3. Wolfe is so, so right about learning to write by getting out into the crazy world and seeing what you see. That’s not the path I followed, by the way, because it was not the path open to me. In many ways I regret it. I mean, I can’t say that I’ve not been successful, but my success as a writer came not as a reporter, which I never really learned how to be, but as an interpreter. I’ve been a critic and a columnist most of my career. I happen to live in one of the most interesting parts of our very interesting country, but it is hard for me to get out of my armchair and go see what there is to see around here, and write about it. Part of it is my chronic illness, but if I’m honest with myself, that’s only a small part of it. Mostly it’s because I’m a contemplative by nature, and because I’m lazy. Put another way, I’m far more inclined to be Plato, a contemplator of ideas, than Aristotle, an observer of phenomena. We need both, of course, but if I could get off my ass and be more of an Aristotle, I’d be a better writer. Heaven knows there are so very many great stories all around me, waiting to be told.
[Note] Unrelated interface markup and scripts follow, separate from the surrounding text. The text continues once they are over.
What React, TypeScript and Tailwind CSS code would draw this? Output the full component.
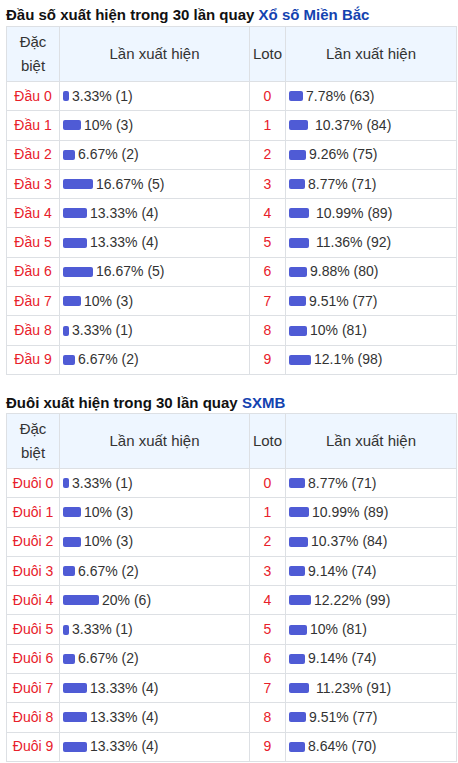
type Row = { label: string; pct: string; count: number; loto: string; lpct: string; lcount: number; gap?: boolean; lgap?: boolean };

const dau: Row[] = [
  { label: 'Đầu 0', pct: '3.33', count: 1, loto: '0', lpct: '7.78', lcount: 63 },
  { label: 'Đầu 1', pct: '10', count: 3, loto: '1', lpct: '10.37', lcount: 84, lgap: true },
  { label: 'Đầu 2', pct: '6.67', count: 2, loto: '2', lpct: '9.26', lcount: 75 },
  { label: 'Đầu 3', pct: '16.67', count: 5, loto: '3', lpct: '8.77', lcount: 71 },
  { label: 'Đầu 4', pct: '13.33', count: 4, loto: '4', lpct: '10.99', lcount: 89, lgap: true },
  { label: 'Đầu 5', pct: '13.33', count: 4, loto: '5', lpct: '11.36', lcount: 92, lgap: true },
  { label: 'Đầu 6', pct: '16.67', count: 5, loto: '6', lpct: '9.88', lcount: 80 },
  { label: 'Đầu 7', pct: '10', count: 3, loto: '7', lpct: '9.51', lcount: 77 },
  { label: 'Đầu 8', pct: '3.33', count: 1, loto: '8', lpct: '10', lcount: 81 },
  { label: 'Đầu 9', pct: '6.67', count: 2, loto: '9', lpct: '12.1', lcount: 98 },
];

const duoi: Row[] = [
  { label: 'Đuôi 0', pct: '3.33', count: 1, loto: '0', lpct: '8.77', lcount: 71 },
  { label: 'Đuôi 1', pct: '10', count: 3, loto: '1', lpct: '10.99', lcount: 89 },
  { label: 'Đuôi 2', pct: '10', count: 3, loto: '2', lpct: '10.37', lcount: 84 },
  { label: 'Đuôi 3', pct: '6.67', count: 2, loto: '3', lpct: '9.14', lcount: 74 },
  { label: 'Đuôi 4', pct: '20', count: 6, loto: '4', lpct: '12.22', lcount: 99 },
  { label: 'Đuôi 5', pct: '3.33', count: 1, loto: '5', lpct: '10', lcount: 81 },
  { label: 'Đuôi 6', pct: '6.67', count: 2, loto: '6', lpct: '9.14', lcount: 74 },
  { label: 'Đuôi 7', pct: '13.33', count: 4, loto: '7', lpct: '11.23', lcount: 91, lgap: true },
  { label: 'Đuôi 8', pct: '13.33', count: 4, loto: '8', lpct: '9.51', lcount: 77 },
  { label: 'Đuôi 9', pct: '13.33', count: 4, loto: '9', lpct: '8.64', lcount: 70 },
];

function Bar({ pct, count, gap }: { pct: string; count: number; gap?: boolean }) {
  return (
    <div className="flex items-center">
      <span className="inline-block h-[10px] rounded-[2px] bg-[#4f5bd5]" style={{ width: Math.round(parseFloat(pct) * 1.8) }} />
      <span className={gap ? 'ml-[7px]' : 'ml-[3px]'}>
        {pct}% ({count})
      </span>
    </div>
  );
}

function StatTable({ rows }: { rows: Row[] }) {
  return (
    <table className="ml-[6px] w-[451px] table-fixed border-collapse text-[14px] text-[#333]">
      <colgroup>
        <col className="w-[53px]" />
        <col className="w-[190px]" />
        <col className="w-[36px]" />
        <col />
      </colgroup>
      <thead>
        <tr className="bg-[#eef6ff] text-[15px]">
          <th className="border border-[#dde0e4] py-[3px] font-normal leading-[24px]">
            Đặc
            <br />
            biệt
          </th>
          <th className="border border-[#dde0e4] font-normal">Lần xuất hiện</th>
          <th className="border border-[#dde0e4] font-normal">Loto</th>
          <th className="border border-[#dde0e4] font-normal">Lần xuất hiện</th>
        </tr>
      </thead>
      <tbody>
        {rows.map((r) => (
          <tr key={r.label} className="h-[29.3px]">
            <td className="border border-[#dde0e4] text-center text-[#e8202a]">{r.label}</td>
            <td className="border border-[#dde0e4] pl-[3px]">
              <Bar pct={r.pct} count={r.count} gap={r.gap} />
            </td>
            <td className="border border-[#dde0e4] text-center text-[#e8202a]">{r.loto}</td>
            <td className="border border-[#dde0e4] pl-[3px]">
              <Bar pct={r.lpct} count={r.lcount} gap={r.lgap} />
            </td>
          </tr>
        ))}
      </tbody>
    </table>
  );
}

export default function App() {
  return (
    <div className="w-[458px] bg-white font-['Liberation_Sans',Arial,sans-serif]">
      <h2 className="px-[6px] pt-[5px] pb-[2px] text-[15px] font-bold leading-[19px] text-[#111]">
        Đầu số xuất hiện trong 30 lần quay <span className="text-[#1443b0]">Xổ số Miền Bắc</span>
      </h2>
      <StatTable rows={dau} />
      <h2 className="px-[6px] pt-[18px] pb-[1px] text-[15px] font-bold leading-[19px] text-[#111]">
        Đuôi xuất hiện trong 30 lần quay <span className="text-[#1443b0]">SXMB</span>
      </h2>
      <StatTable rows={duoi} />
    </div>
  );
}
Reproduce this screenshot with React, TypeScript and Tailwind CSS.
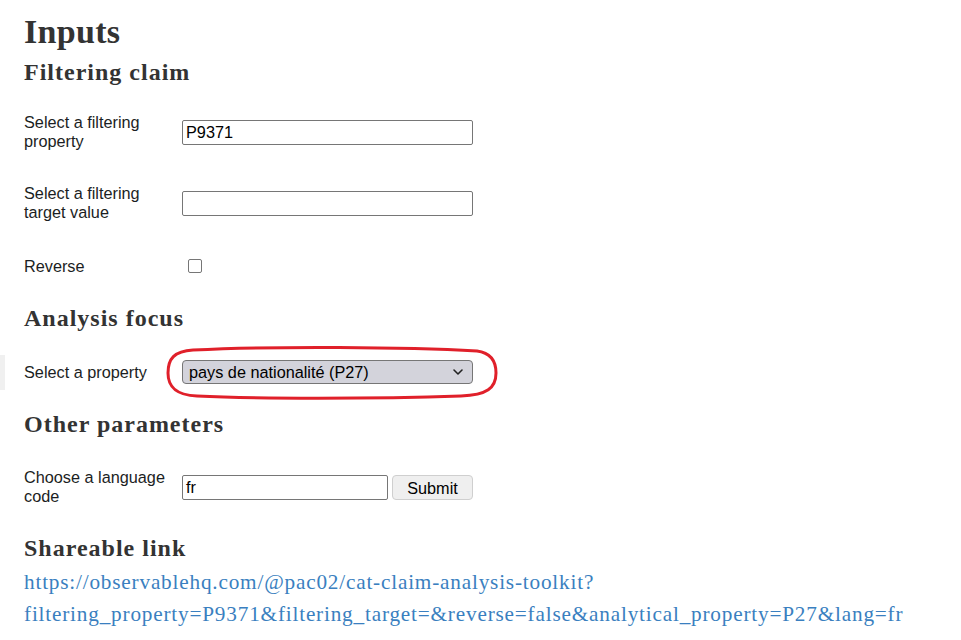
import React from 'react';

const serif = { fontFamily: "'Liberation Serif', 'DejaVu Serif', serif" };

function Row({ label, children, className = '' }: { label: string; children: React.ReactNode; className?: string }) {
  return (
    <div className={`relative flex items-center h-[40px] ${className}`}>
      <label className="w-[158px] pr-[8px] shrink-0 text-[16.25px] leading-[1.17] text-[#1b1e23]">{label}</label>
      {children}
    </div>
  );
}

export default function App() {
  return (
    <div
      className="min-h-screen bg-white pl-[24px] pt-[12px] text-[#333]"
      style={{ fontFamily: "'Liberation Sans', Arial, sans-serif" }}
    >
      <h1 className="text-[34px] leading-[40px] font-bold tracking-[0.3px]" style={serif}>Inputs</h1>

      <h2 className="mt-[5px] text-[24px] leading-[30px] font-bold tracking-[1px]" style={serif}>Filtering claim</h2>

      <Row label="Select a filtering property" className="mt-[25px]">
        <div className="w-[291px] h-[25px] border border-[#767676] rounded-[2px] flex items-center px-[3px] text-[16.25px] text-black">
          P9371
        </div>
      </Row>

      <Row label="Select a filtering target value" className="mt-[31px]">
        <div className="w-[291px] h-[25px] border border-[#767676] rounded-[2px]" />
      </Row>

      <Row label="Reverse" className="mt-[23px]">
        <div className="ml-[6px] w-[14px] h-[14px] border-[1.5px] border-[#767676] rounded-[2px] bg-white" />
      </Row>

      <h2 className="mt-[17px] text-[24px] leading-[30px] font-bold tracking-[1px]" style={serif}>Analysis focus</h2>

      <Row label="Select a property" className="mt-[19px]">
        <div className="absolute left-[-24px] top-[3px] h-[35px] w-[5px] bg-[#f0f0f0]" />
        <div className="relative w-[291px] h-[24px] border border-[#767676] rounded-[4px] bg-[#d3d3db] flex items-center justify-between pl-[6px] pr-[8px] text-[16.25px] text-black">
          <span>pays de nationalité (P27)</span>
          <svg width="12" height="8" viewBox="0 0 12 8" fill="none">
            <path d="M2 2l4 4 4-4" stroke="#222" strokeWidth="1.6" strokeLinecap="round" strokeLinejoin="round" />
          </svg>
        </div>
        <svg
          className="absolute left-[141px] top-[-8px]"
          width="334"
          height="56"
          viewBox="0 0 334 56"
          fill="none"
        >
          <path
            d="M28 6 C110 2 240 3 312 7 C327 9 331 18 331 29 C331 44 322 51 296 52 C210 55 90 55 32 52 C10 51 3 42 3 29 C3 15 9 7 28 6 Z"
            stroke="#e0202a"
            strokeWidth="3"
          />
        </svg>
      </Row>

      <h2 className="mt-[17px] text-[24px] leading-[30px] font-bold tracking-[1px]" style={serif}>Other parameters</h2>

      <Row label="Choose a language code" className="mt-[28px]">
        <div className="w-[206px] h-[25px] border border-[#767676] rounded-[2px] flex items-center px-[3px] text-[16.25px] text-black">
          fr
        </div>
        <button className="ml-[4px] w-[81px] h-[25px] border border-[#cfcfcf] rounded-[4px] bg-[#efefef] text-[16.25px] text-black">
          Submit
        </button>
      </Row>

      <h2 className="mt-[26px] text-[24px] leading-[30px] font-bold tracking-[1px]" style={serif}>Shareable link</h2>

      <a
        href="#"
        className="block mt-[3px] text-[21.25px] leading-[32px] text-[#3a7fc0] whitespace-nowrap tracking-[0.8px]"
        style={serif}
      >
        https://observablehq.com/@pac02/cat-claim-analysis-toolkit?
        <br />
        filtering_property=P9371&amp;filtering_target=&amp;reverse=false&amp;analytical_property=P27&amp;lang=fr
      </a>
    </div>
  );
}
The great Tom Wolfe didn’t start writing The Bonfire Of The Vanities till he was in his fifties. There may be hope for me yet. The point I would make to younger writers is: don’t pin your hopes in moving to New York or Washington and getting involved in the elite media. That’s what I did, and it worked out for me, but I can see where it hurt me as a writer. I have a good friend who is working at a small-town newspaper in flyover country. He’s going through a tough time there now, but if he can endure, the experience he will have had observing the real world around him in that little town will make him a much better writer and observer of the human condition than if he had started off with a magazine internship (say) in NYC or DC. As Walker Percy said in the 1980s, in his book Lost In The Cosmos:

I predict that working artists and writers will revert to the vacated places. In fact, they’re already turning up in ordinary houses on ordinary streets long since abandoned by the Hemingways and Agees. …What else? Where would you rather be if you were James Agee now and alive and well: stumbling around Greenwich Village boozed to the gills, or sitting on the front porch of a house on a summer evening in Knoxville?

The thing to watch out for is the potential for reverse snobbery in that position. You could in truth be a third-rate writer who never could have made it elsewhere, and who is reduced to making a virtue of the fact that you were afraid that leaving would have revealed your mediocrity. That’s always a risk. Not everybody is called to walk the same path.